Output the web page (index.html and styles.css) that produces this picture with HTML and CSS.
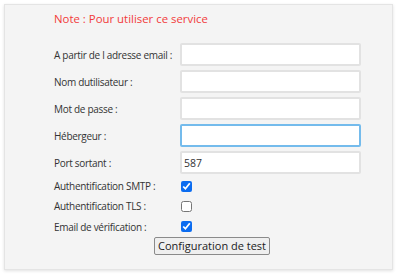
FILE: index.html
```html
<!DOCTYPE html>
<html lang="fr">
<head>
    <meta charset="UTF-8">
    <title>Configuration email</title>
    <link rel="stylesheet" href="styles.css">
</head>
<body>
    <div class="panel">
        <div class="note">Note : Pour utiliser ce service</div>

        <form class="form">
            <label class="label">A partir de l adresse email :</label>
            <input class="field" type="text">

            <label class="label">Nom dutilisateur :</label>
            <input class="field" type="text">

            <label class="label">Mot de passe :</label>
            <input class="field" type="password">

            <label class="label">Hébergeur :</label>
            <input class="field focused" type="text">

            <label class="label">Port sortant :</label>
            <input class="field" type="text" value="587">

            <label class="label check-label">Authentification SMTP :</label>
            <div class="check"><input type="checkbox" checked></div>

            <label class="label check-label">Authentification TLS :</label>
            <div class="check"><input type="checkbox"></div>

            <label class="label check-label">Email de vérification :</label>
            <div class="check"><input type="checkbox" checked></div>

            <div class="actions">
                <button type="button" class="test-button">Configuration de test</button>
            </div>
        </form>
    </div>
</body>
</html>
```

FILE: styles.css
```css
body {
    margin: 0;
    padding: 4px;
    background: #ffffff;
    font-family: 'Open Sans', 'Noto Sans', sans-serif;
    font-size: 10px;
    color: #333333;
}

.panel {
    width: 389px;
    height: 266px;
    box-sizing: border-box;
    background: #f4f4f4;
    border: 1px solid #e4e4e4;
    box-shadow: 0 1px 3px rgba(0, 0, 0, 0.12);
    padding: 5px 0 0 49px;
}

.note {
    color: #f23b3b;
    font-size: 11.4px;
    height: 17px;
    line-height: 17px;
    white-space: nowrap;
}

.form {
    display: grid;
    grid-template-columns: 126px 181px;
    row-gap: 4px;
    margin-top: 16px;
}

.label {
    display: flex;
    align-items: center;
    height: 23px;
    white-space: nowrap;
    letter-spacing: -0.3px;
}

.check-label {
    height: 16.3px;
}

.field {
    height: 23px;
    box-sizing: border-box;
    border: 2px solid #e2e2e2;
    border-radius: 2px;
    background: #ffffff;
    padding: 0 2px;
    font-family: inherit;
    font-size: 10.5px;
    color: #333333;
    outline: none;
}

.field.focused {
    border-color: #74bbec;
}

.check {
    display: flex;
    align-items: center;
    height: 16.3px;
}

.check input {
    width: 11px;
    height: 11px;
    margin: 0 0 0 1px;
    accent-color: #0b6cf0;
}

.actions {
    grid-column: 1 / 3;
    padding-left: 100px;
    margin-top: -2px;
}

.test-button {
    height: 18px;
    width: 116px;
    padding: 0;
    white-space: nowrap;
    background: #efefef;
    border: 1px solid #8a8a8a;
    border-radius: 2px;
    font-family: inherit;
    font-size: 11px;
    color: #222222;
}
```
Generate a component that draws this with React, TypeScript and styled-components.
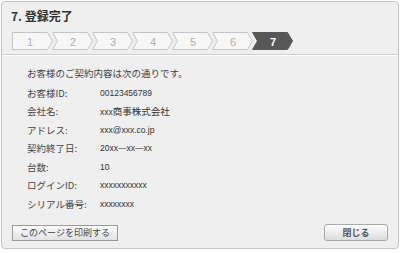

══════

Make an exact reproduction of the listing above, without any pictures.

Output the web page (index.html and styles.css) that produces this picture with HTML and CSS.
FILE: index.html
```html
<!DOCTYPE html>
<html lang="fr">
<head>
    <meta charset="UTF-8">
    <title>Configuration email</title>
    <link rel="stylesheet" href="styles.css">
</head>
<body>
    <div class="panel">
        <div class="note">Note : Pour utiliser ce service</div>

        <form class="form">
            <label class="label">A partir de l adresse email :</label>
            <input class="field" type="text">

            <label class="label">Nom dutilisateur :</label>
            <input class="field" type="text">

            <label class="label">Mot de passe :</label>
            <input class="field" type="password">

            <label class="label">Hébergeur :</label>
            <input class="field focused" type="text">

            <label class="label">Port sortant :</label>
            <input class="field" type="text" value="587">

            <label class="label check-label">Authentification SMTP :</label>
            <div class="check"><input type="checkbox" checked></div>

            <label class="label check-label">Authentification TLS :</label>
            <div class="check"><input type="checkbox"></div>

            <label class="label check-label">Email de vérification :</label>
            <div class="check"><input type="checkbox" checked></div>

            <div class="actions">
                <button type="button" class="test-button">Configuration de test</button>
            </div>
        </form>
    </div>
</body>
</html>
```

FILE: styles.css
```css
body {
    margin: 0;
    padding: 4px;
    background: #ffffff;
    font-family: 'Open Sans', 'Noto Sans', sans-serif;
    font-size: 10px;
    color: #333333;
}

.panel {
    width: 389px;
    height: 266px;
    box-sizing: border-box;
    background: #f4f4f4;
    border: 1px solid #e4e4e4;
    box-shadow: 0 1px 3px rgba(0, 0, 0, 0.12);
    padding: 5px 0 0 49px;
}

.note {
    color: #f23b3b;
    font-size: 11.4px;
    height: 17px;
    line-height: 17px;
    white-space: nowrap;
}

.form {
    display: grid;
    grid-template-columns: 126px 181px;
    row-gap: 4px;
    margin-top: 16px;
}

.label {
    display: flex;
    align-items: center;
    height: 23px;
    white-space: nowrap;
    letter-spacing: -0.3px;
}

.check-label {
    height: 16.3px;
}

.field {
    height: 23px;
    box-sizing: border-box;
    border: 2px solid #e2e2e2;
    border-radius: 2px;
    background: #ffffff;
    padding: 0 2px;
    font-family: inherit;
    font-size: 10.5px;
    color: #333333;
    outline: none;
}

.field.focused {
    border-color: #74bbec;
}

.check {
    display: flex;
    align-items: center;
    height: 16.3px;
}

.check input {
    width: 11px;
    height: 11px;
    margin: 0 0 0 1px;
    accent-color: #0b6cf0;
}

.actions {
    grid-column: 1 / 3;
    padding-left: 100px;
    margin-top: -2px;
}

.test-button {
    height: 18px;
    width: 116px;
    padding: 0;
    white-space: nowrap;
    background: #efefef;
    border: 1px solid #8a8a8a;
    border-radius: 2px;
    font-family: inherit;
    font-size: 11px;
    color: #222222;
}
```
Generate a component that draws this with React, TypeScript and styled-components.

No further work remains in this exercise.